Look for the word "this" in the entries below, then copy every line that has it.

======

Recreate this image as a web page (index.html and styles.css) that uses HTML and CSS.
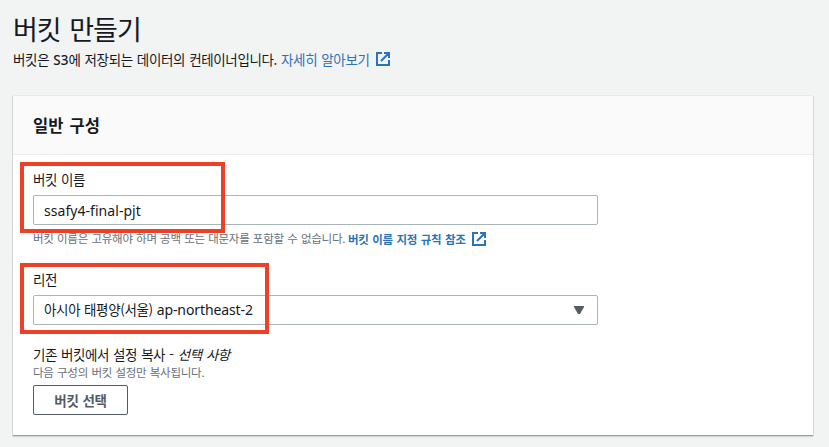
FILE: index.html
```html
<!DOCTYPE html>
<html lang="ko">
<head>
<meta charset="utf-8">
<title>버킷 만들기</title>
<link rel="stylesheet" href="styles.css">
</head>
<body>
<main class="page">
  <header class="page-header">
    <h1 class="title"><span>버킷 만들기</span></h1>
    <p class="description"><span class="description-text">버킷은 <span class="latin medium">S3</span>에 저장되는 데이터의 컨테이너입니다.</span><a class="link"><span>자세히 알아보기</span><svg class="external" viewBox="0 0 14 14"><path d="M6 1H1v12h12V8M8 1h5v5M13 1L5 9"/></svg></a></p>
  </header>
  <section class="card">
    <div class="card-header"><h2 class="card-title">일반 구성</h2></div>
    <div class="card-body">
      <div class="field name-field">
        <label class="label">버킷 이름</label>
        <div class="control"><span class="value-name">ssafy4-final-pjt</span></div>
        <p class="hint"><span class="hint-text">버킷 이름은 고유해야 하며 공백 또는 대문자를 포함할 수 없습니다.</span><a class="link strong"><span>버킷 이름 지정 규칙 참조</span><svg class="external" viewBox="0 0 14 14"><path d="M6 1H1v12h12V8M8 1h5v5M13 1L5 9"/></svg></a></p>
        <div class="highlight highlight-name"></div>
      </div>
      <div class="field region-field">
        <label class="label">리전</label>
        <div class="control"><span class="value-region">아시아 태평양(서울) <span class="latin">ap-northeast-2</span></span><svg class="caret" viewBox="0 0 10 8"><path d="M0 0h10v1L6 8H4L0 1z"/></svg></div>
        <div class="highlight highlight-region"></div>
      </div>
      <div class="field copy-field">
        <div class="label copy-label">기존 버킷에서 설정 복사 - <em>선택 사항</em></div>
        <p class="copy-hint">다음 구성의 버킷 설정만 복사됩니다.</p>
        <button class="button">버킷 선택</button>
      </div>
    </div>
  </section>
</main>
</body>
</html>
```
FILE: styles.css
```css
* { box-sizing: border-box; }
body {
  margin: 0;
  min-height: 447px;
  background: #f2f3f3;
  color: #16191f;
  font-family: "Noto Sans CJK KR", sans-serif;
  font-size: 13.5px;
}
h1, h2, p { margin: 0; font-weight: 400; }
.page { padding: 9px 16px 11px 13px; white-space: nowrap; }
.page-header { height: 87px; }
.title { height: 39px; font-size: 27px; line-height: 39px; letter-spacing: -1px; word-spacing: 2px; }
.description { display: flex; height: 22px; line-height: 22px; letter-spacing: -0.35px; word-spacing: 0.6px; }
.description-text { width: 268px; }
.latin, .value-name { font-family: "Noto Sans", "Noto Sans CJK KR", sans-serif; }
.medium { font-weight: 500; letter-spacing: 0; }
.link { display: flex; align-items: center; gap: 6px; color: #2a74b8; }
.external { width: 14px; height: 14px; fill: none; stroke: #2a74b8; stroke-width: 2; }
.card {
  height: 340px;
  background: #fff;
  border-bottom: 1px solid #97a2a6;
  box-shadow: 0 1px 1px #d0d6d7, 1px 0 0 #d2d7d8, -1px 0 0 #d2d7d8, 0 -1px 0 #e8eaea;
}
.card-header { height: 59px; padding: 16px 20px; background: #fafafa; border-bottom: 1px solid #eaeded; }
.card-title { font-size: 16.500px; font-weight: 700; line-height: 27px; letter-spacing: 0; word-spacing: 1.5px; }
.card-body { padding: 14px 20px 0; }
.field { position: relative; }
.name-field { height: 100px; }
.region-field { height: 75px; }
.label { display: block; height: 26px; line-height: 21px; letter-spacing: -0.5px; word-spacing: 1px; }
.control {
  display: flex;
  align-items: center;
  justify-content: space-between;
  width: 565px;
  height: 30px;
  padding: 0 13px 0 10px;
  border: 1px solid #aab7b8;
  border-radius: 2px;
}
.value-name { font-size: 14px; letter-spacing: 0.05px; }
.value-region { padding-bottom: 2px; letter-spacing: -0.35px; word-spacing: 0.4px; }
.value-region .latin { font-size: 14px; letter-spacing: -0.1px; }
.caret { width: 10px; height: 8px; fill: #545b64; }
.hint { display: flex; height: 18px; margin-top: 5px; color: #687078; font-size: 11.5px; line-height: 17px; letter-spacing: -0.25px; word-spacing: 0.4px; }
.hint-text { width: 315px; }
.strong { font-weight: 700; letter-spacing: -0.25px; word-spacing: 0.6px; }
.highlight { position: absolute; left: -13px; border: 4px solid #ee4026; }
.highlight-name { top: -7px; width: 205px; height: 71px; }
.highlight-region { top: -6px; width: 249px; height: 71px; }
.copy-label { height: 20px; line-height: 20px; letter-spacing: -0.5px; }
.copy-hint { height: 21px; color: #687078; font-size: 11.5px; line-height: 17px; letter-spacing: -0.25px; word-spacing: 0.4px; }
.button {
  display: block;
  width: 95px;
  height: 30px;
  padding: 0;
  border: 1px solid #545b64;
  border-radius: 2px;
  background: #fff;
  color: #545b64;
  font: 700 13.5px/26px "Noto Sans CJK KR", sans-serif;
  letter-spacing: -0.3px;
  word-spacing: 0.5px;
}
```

======

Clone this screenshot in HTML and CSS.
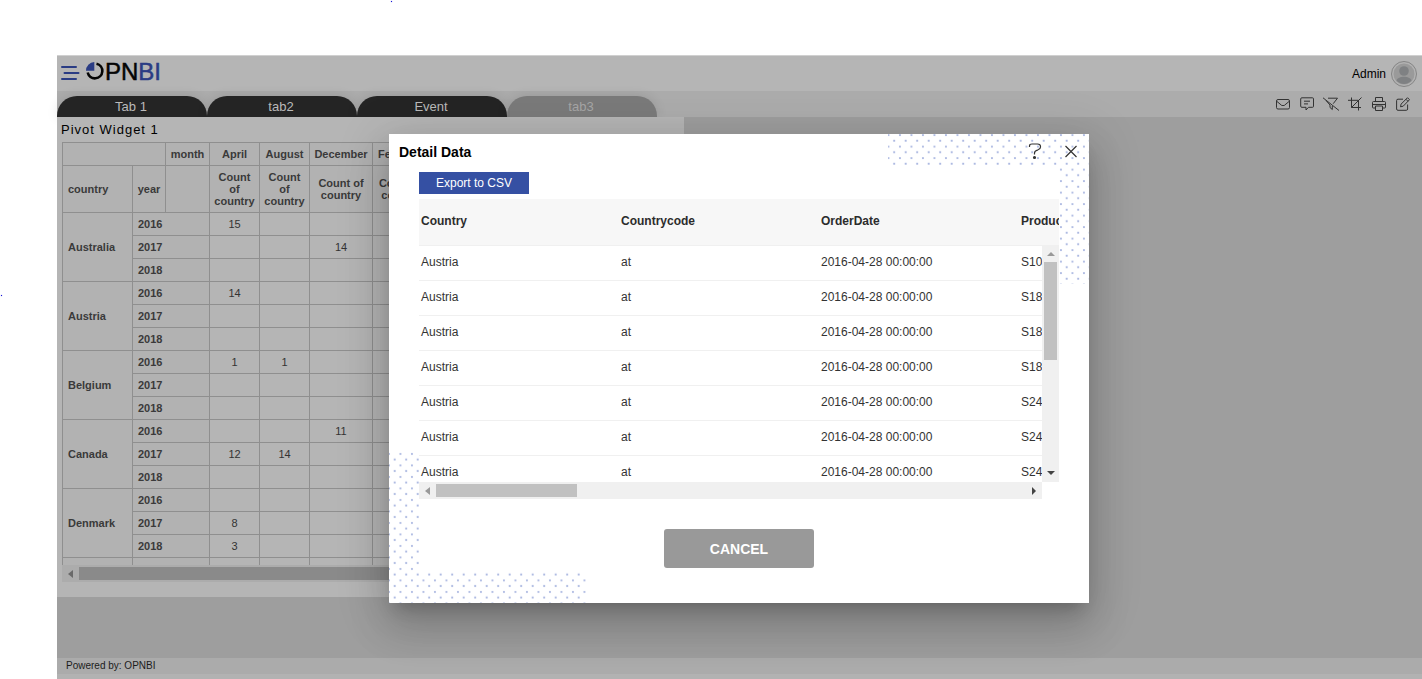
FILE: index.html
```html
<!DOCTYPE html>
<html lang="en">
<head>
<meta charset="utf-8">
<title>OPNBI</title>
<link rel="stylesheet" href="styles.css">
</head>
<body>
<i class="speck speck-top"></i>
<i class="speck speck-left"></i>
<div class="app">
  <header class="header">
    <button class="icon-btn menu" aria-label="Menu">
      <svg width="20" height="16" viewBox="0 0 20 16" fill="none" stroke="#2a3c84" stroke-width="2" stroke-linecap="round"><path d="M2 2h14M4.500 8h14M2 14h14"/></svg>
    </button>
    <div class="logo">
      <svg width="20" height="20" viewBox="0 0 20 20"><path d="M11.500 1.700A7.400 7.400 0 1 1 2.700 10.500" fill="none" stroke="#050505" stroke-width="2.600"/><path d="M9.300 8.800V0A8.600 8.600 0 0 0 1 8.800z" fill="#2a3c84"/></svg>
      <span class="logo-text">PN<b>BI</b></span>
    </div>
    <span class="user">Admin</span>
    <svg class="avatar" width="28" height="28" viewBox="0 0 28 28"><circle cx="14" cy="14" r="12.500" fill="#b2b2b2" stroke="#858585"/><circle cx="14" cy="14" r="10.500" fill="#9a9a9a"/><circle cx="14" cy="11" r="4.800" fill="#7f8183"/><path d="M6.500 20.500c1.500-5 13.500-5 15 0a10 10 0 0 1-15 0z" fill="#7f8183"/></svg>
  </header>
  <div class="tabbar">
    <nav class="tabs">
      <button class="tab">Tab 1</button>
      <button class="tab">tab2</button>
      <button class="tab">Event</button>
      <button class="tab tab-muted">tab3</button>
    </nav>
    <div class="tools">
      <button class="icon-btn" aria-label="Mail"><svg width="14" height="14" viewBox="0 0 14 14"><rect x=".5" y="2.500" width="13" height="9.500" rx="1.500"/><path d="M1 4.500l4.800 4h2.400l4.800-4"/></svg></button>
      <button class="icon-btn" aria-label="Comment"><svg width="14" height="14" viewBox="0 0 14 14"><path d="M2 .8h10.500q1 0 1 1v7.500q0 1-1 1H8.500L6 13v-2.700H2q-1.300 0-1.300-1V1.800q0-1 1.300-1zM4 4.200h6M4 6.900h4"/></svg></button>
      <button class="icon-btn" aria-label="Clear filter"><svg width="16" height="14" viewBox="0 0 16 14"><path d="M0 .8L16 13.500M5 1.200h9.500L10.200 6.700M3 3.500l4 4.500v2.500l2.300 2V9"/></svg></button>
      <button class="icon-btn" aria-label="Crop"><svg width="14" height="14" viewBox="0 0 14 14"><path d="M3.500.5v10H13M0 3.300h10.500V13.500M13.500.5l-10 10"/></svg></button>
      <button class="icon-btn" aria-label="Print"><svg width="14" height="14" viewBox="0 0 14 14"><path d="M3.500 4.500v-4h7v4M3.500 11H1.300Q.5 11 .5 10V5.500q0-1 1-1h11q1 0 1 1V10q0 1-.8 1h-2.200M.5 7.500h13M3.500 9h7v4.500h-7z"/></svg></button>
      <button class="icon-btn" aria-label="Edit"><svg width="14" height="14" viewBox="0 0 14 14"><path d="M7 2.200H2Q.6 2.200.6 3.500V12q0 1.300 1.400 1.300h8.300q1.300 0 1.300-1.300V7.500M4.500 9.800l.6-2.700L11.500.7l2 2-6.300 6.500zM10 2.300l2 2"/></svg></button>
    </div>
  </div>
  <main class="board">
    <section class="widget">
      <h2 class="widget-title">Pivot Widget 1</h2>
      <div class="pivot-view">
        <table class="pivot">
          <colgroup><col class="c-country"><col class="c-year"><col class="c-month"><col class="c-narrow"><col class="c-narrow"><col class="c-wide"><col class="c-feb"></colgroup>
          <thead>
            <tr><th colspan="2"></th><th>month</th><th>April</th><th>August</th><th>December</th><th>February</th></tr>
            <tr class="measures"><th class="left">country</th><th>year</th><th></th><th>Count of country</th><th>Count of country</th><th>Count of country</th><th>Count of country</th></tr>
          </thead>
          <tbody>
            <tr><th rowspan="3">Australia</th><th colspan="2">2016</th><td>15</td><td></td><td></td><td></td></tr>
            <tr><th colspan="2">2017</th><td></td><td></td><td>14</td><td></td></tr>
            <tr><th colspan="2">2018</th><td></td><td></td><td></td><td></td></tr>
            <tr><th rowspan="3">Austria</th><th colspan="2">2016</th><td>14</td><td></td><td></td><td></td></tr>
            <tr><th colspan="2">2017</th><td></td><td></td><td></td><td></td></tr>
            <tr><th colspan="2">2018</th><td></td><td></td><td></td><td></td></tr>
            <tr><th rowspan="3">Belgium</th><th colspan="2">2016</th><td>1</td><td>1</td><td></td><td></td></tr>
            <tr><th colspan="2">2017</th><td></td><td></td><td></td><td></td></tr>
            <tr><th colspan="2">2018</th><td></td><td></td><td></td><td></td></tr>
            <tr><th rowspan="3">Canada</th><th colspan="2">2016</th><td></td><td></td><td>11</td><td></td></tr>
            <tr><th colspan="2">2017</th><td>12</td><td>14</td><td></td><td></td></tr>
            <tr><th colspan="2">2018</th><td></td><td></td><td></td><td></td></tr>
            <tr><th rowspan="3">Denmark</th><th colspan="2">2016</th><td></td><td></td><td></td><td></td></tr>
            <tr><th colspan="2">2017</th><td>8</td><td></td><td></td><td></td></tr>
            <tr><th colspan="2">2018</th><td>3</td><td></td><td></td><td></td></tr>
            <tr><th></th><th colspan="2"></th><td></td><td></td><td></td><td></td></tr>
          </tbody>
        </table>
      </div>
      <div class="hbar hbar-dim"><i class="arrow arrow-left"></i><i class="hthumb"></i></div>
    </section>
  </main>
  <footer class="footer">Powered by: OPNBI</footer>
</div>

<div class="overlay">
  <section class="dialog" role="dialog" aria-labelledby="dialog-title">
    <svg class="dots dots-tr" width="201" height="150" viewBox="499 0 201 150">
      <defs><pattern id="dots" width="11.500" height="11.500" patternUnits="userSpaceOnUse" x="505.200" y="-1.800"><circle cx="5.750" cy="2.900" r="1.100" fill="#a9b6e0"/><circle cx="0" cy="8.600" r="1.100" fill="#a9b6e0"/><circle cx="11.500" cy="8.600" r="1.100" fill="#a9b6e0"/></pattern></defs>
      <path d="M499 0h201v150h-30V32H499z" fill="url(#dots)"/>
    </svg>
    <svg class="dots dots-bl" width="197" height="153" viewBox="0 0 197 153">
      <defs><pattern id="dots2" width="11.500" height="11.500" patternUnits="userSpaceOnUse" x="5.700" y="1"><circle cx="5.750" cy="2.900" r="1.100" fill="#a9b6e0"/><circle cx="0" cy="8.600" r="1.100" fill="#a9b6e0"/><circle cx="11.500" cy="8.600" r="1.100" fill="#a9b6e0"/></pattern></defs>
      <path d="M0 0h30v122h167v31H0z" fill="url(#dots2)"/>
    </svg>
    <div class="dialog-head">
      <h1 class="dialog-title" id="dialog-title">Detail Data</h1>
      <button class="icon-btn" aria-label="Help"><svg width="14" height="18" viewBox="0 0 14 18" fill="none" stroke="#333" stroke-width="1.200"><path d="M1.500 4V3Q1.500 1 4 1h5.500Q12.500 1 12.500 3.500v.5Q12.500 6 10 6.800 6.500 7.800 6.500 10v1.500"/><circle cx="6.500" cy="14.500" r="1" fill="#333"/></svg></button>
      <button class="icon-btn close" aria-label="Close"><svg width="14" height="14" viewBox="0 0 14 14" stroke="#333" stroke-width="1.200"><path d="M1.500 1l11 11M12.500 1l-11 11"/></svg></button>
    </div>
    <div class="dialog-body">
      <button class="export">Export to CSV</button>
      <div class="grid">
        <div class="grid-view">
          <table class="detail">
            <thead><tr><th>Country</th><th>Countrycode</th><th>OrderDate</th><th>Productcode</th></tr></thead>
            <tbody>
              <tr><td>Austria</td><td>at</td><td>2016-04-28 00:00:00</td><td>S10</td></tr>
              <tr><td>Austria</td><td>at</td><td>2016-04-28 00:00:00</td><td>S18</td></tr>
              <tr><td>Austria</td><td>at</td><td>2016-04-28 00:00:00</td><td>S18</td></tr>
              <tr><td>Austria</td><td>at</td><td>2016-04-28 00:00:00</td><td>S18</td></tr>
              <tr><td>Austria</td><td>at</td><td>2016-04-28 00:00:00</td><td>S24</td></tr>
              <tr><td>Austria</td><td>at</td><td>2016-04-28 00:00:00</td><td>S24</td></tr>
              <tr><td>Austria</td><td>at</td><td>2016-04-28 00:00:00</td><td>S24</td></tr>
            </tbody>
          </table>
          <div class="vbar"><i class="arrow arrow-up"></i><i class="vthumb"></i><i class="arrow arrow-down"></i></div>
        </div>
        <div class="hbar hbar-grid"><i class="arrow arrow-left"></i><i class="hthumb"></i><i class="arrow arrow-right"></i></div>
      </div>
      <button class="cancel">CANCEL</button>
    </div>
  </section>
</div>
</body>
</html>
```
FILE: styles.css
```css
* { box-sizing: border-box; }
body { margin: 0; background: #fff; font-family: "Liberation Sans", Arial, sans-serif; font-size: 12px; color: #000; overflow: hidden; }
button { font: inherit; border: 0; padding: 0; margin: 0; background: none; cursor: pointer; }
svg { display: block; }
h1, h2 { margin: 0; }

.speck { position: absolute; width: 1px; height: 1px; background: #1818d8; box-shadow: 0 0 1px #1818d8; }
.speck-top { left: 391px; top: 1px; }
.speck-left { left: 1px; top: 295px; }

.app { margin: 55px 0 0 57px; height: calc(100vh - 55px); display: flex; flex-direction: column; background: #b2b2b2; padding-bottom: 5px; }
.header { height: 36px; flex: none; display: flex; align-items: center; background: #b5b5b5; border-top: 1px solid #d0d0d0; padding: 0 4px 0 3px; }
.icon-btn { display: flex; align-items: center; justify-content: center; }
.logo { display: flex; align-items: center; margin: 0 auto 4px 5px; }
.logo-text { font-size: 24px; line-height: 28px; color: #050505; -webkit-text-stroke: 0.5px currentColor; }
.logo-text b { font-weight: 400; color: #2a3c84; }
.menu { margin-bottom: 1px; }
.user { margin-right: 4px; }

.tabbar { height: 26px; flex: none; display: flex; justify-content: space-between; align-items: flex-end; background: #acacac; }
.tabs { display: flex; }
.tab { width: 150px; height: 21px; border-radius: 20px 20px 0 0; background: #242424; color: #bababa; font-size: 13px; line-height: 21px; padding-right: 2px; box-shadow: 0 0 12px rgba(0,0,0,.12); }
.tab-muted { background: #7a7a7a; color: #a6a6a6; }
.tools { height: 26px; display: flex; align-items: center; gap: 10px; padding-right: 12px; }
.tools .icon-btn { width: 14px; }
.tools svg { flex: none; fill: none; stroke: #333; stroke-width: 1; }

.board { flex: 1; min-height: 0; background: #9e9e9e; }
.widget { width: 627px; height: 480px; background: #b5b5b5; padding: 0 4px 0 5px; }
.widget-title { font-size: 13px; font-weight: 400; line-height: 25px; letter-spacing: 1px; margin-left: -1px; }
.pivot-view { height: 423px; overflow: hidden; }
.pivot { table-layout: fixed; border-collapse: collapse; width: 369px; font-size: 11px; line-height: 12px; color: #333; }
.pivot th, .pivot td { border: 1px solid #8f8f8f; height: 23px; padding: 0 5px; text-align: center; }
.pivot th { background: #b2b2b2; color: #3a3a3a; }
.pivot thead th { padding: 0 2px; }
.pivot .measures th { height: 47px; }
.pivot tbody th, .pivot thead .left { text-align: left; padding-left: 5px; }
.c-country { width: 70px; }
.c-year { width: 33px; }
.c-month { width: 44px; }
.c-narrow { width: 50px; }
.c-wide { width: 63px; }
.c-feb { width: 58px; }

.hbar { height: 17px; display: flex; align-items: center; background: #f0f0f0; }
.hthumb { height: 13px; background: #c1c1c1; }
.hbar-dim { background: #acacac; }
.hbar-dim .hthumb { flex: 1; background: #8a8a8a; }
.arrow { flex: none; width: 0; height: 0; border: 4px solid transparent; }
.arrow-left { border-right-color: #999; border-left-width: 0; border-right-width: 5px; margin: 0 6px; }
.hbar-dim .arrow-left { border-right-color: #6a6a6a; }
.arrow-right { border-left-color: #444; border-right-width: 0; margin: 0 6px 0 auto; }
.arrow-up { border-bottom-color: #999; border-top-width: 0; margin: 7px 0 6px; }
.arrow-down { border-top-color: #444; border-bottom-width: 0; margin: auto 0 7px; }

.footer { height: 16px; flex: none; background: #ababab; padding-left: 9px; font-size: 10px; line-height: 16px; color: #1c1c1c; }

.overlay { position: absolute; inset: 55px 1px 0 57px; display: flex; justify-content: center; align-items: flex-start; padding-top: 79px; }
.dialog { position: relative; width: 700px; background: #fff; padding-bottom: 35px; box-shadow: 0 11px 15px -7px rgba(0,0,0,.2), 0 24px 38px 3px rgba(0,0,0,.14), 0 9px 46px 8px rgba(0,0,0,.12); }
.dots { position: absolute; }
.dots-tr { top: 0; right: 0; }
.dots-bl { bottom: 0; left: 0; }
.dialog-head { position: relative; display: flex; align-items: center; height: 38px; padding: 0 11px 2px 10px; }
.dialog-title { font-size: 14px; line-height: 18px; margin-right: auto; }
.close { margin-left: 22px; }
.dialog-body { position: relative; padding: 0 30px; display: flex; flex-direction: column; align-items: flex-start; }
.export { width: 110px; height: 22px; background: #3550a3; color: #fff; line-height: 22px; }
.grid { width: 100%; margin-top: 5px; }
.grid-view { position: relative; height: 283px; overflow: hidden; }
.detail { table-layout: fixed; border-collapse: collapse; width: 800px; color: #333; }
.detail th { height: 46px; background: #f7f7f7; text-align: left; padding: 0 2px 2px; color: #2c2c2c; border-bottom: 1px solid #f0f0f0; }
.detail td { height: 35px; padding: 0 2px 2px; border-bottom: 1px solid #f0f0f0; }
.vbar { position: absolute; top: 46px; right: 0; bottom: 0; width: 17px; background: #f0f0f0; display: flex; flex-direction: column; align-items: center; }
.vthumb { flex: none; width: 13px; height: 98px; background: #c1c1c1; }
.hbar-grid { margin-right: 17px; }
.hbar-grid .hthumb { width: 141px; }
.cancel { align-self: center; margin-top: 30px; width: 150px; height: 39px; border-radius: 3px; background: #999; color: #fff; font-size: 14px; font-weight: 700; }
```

======

RESPONSE ▸
Recreate this image as a web page (index.html and styles.css) that uses HTML and CSS.
Clone this screenshot in HTML and CSS.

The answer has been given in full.